Which lines below hold the word "React"? Report each one.

:: DATA EXTRACT ::

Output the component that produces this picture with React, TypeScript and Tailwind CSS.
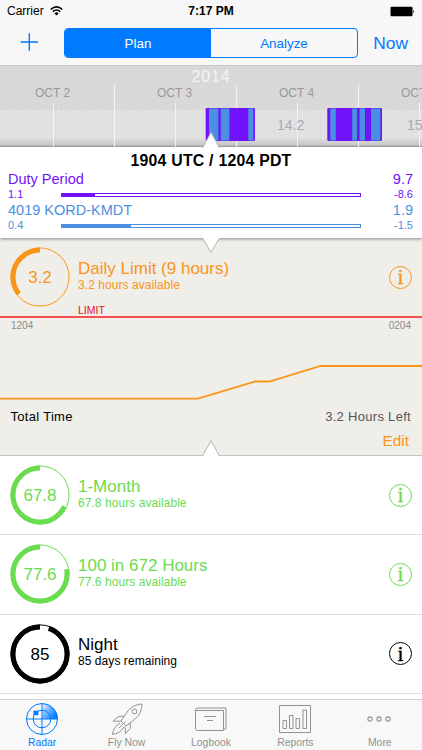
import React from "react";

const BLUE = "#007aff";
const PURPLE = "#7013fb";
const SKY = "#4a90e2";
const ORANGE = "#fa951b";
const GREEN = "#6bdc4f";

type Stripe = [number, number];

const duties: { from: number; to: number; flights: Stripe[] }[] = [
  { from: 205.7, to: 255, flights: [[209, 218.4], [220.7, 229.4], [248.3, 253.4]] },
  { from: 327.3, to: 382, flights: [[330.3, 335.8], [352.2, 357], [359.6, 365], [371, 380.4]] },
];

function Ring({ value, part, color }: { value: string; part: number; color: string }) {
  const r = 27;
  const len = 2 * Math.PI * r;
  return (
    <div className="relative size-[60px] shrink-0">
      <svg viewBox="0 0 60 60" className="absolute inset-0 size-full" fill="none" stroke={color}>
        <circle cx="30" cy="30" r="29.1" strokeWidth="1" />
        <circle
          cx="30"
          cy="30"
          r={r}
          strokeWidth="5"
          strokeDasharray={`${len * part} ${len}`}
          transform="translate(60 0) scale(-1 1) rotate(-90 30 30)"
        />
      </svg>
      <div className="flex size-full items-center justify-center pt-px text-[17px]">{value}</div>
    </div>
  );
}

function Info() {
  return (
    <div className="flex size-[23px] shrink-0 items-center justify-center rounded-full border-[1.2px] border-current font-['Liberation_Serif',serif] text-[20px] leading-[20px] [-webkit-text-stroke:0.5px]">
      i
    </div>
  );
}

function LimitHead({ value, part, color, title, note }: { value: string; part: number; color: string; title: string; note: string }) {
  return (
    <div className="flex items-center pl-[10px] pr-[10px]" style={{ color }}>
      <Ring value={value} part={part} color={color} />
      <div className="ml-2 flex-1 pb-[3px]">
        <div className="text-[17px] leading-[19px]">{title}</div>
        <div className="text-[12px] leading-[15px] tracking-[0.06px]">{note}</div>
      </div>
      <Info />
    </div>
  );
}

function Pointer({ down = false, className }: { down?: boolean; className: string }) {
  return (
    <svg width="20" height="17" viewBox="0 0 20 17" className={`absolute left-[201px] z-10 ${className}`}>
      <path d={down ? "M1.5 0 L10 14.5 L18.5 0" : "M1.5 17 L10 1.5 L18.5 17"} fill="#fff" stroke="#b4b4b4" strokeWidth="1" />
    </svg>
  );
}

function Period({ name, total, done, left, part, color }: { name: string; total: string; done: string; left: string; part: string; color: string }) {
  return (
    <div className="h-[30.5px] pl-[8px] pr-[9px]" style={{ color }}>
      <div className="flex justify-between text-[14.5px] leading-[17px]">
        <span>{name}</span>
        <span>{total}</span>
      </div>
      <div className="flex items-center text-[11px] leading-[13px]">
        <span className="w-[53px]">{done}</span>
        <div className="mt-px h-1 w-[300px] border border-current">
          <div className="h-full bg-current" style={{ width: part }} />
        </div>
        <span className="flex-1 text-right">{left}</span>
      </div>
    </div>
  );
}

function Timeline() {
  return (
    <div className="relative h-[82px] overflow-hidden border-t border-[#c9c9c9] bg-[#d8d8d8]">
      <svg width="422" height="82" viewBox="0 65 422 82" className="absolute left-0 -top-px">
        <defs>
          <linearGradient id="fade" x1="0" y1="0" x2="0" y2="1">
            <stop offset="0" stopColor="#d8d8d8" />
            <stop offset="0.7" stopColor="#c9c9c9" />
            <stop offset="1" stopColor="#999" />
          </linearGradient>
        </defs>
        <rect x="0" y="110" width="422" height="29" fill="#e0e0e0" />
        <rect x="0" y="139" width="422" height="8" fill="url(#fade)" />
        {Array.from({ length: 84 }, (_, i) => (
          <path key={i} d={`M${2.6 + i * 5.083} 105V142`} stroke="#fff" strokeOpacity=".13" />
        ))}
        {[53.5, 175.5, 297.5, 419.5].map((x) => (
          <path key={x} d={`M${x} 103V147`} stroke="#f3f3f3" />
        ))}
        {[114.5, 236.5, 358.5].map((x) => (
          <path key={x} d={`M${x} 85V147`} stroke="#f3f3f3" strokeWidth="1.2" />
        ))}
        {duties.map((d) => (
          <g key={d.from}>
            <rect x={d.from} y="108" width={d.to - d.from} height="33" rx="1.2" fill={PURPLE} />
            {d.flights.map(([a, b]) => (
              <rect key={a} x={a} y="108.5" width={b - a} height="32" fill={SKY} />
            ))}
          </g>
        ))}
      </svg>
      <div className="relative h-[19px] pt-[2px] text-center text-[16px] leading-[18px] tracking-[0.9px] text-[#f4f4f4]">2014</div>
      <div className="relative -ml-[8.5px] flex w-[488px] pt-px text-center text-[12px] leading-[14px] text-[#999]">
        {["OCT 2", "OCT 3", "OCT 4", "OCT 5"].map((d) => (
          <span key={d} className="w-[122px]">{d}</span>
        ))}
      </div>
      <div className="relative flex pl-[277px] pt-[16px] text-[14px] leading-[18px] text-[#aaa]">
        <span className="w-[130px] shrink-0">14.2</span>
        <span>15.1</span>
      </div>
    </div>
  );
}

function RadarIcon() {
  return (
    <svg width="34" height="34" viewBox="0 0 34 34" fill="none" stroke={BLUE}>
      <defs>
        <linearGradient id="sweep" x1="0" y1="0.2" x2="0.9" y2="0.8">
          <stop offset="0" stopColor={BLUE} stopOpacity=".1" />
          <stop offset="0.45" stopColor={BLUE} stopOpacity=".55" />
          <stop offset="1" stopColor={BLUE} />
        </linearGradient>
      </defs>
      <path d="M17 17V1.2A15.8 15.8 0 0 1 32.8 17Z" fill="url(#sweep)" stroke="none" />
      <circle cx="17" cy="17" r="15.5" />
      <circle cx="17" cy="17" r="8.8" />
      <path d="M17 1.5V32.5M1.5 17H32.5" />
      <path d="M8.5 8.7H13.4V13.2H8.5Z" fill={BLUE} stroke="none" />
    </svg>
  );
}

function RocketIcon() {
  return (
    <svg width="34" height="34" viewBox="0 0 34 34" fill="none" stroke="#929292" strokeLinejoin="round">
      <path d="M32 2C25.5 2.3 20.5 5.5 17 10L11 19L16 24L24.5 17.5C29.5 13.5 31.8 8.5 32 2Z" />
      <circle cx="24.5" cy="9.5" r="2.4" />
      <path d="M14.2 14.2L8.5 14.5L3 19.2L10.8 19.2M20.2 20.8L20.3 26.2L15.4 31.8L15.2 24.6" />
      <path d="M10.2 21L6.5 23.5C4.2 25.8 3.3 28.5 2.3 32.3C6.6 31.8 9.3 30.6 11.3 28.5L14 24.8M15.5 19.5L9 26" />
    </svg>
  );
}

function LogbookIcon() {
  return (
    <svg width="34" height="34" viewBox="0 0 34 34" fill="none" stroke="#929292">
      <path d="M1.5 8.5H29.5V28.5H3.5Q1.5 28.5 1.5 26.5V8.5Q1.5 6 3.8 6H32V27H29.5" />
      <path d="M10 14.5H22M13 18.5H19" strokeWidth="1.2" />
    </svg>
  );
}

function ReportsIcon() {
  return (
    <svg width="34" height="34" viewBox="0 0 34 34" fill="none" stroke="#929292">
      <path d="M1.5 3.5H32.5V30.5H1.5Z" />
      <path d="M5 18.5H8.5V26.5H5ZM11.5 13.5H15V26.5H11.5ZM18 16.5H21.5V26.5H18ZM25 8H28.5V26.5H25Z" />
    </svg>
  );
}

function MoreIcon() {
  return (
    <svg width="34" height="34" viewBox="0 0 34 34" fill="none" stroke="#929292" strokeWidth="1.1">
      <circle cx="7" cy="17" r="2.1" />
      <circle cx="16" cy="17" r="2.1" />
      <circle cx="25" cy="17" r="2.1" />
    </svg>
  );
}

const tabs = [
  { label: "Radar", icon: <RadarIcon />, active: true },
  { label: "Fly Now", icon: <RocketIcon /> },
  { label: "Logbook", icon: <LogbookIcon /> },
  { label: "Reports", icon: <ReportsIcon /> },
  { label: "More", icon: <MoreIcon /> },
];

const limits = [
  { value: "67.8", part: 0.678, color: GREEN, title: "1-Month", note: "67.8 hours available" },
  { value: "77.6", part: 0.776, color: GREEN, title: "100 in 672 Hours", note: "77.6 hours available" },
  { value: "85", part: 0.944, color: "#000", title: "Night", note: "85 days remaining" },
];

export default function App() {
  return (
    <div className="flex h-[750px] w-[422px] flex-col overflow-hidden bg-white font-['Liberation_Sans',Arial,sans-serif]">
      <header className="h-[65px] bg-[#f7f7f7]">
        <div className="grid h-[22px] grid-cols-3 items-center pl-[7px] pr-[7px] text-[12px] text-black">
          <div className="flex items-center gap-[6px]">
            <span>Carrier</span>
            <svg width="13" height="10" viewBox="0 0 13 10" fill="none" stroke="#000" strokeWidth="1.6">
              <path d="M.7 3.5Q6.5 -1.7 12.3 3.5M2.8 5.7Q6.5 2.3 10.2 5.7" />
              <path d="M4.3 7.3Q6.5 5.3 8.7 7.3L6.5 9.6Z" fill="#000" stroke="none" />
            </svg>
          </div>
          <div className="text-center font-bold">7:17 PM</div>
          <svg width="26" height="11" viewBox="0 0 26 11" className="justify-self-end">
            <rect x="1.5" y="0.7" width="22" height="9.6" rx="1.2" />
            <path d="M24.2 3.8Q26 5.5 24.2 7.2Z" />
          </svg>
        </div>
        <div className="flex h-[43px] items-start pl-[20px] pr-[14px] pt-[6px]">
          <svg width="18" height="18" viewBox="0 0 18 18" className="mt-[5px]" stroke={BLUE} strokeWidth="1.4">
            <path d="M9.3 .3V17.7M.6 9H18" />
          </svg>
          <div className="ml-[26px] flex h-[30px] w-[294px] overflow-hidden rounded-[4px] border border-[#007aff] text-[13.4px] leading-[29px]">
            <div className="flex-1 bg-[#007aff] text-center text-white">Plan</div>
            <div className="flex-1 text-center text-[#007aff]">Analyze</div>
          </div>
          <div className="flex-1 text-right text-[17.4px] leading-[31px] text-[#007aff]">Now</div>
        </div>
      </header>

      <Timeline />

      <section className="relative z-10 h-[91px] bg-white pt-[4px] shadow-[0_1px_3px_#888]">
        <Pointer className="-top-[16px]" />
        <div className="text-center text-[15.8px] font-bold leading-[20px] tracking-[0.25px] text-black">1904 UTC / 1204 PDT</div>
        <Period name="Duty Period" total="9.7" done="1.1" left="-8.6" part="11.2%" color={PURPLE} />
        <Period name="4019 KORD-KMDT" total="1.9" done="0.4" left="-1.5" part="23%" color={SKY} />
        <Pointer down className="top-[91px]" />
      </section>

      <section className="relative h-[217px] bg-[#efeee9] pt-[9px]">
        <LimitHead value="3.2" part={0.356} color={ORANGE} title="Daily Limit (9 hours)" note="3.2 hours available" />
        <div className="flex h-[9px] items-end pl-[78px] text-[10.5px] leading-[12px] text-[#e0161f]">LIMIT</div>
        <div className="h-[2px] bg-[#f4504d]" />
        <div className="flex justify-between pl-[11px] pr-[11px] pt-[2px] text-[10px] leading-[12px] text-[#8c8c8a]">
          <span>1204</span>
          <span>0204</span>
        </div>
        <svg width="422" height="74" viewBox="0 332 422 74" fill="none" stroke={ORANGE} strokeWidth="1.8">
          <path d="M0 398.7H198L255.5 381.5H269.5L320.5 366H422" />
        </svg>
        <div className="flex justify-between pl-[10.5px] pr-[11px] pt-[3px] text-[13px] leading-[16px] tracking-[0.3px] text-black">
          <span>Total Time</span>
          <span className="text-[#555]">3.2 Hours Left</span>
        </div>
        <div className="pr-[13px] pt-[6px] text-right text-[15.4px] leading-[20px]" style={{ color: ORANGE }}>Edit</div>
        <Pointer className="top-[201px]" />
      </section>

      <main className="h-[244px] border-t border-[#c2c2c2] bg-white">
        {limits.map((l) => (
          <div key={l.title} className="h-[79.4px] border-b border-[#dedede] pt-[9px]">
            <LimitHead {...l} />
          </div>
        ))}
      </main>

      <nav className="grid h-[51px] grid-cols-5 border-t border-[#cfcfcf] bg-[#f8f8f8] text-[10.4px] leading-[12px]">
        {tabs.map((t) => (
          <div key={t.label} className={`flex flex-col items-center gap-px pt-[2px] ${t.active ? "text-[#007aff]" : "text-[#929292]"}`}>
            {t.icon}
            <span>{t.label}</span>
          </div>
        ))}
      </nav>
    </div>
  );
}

:::

■ WRITTEN RESPONSE ■
Output the component that produces this picture with React, TypeScript and Tailwind CSS.
import React from "react";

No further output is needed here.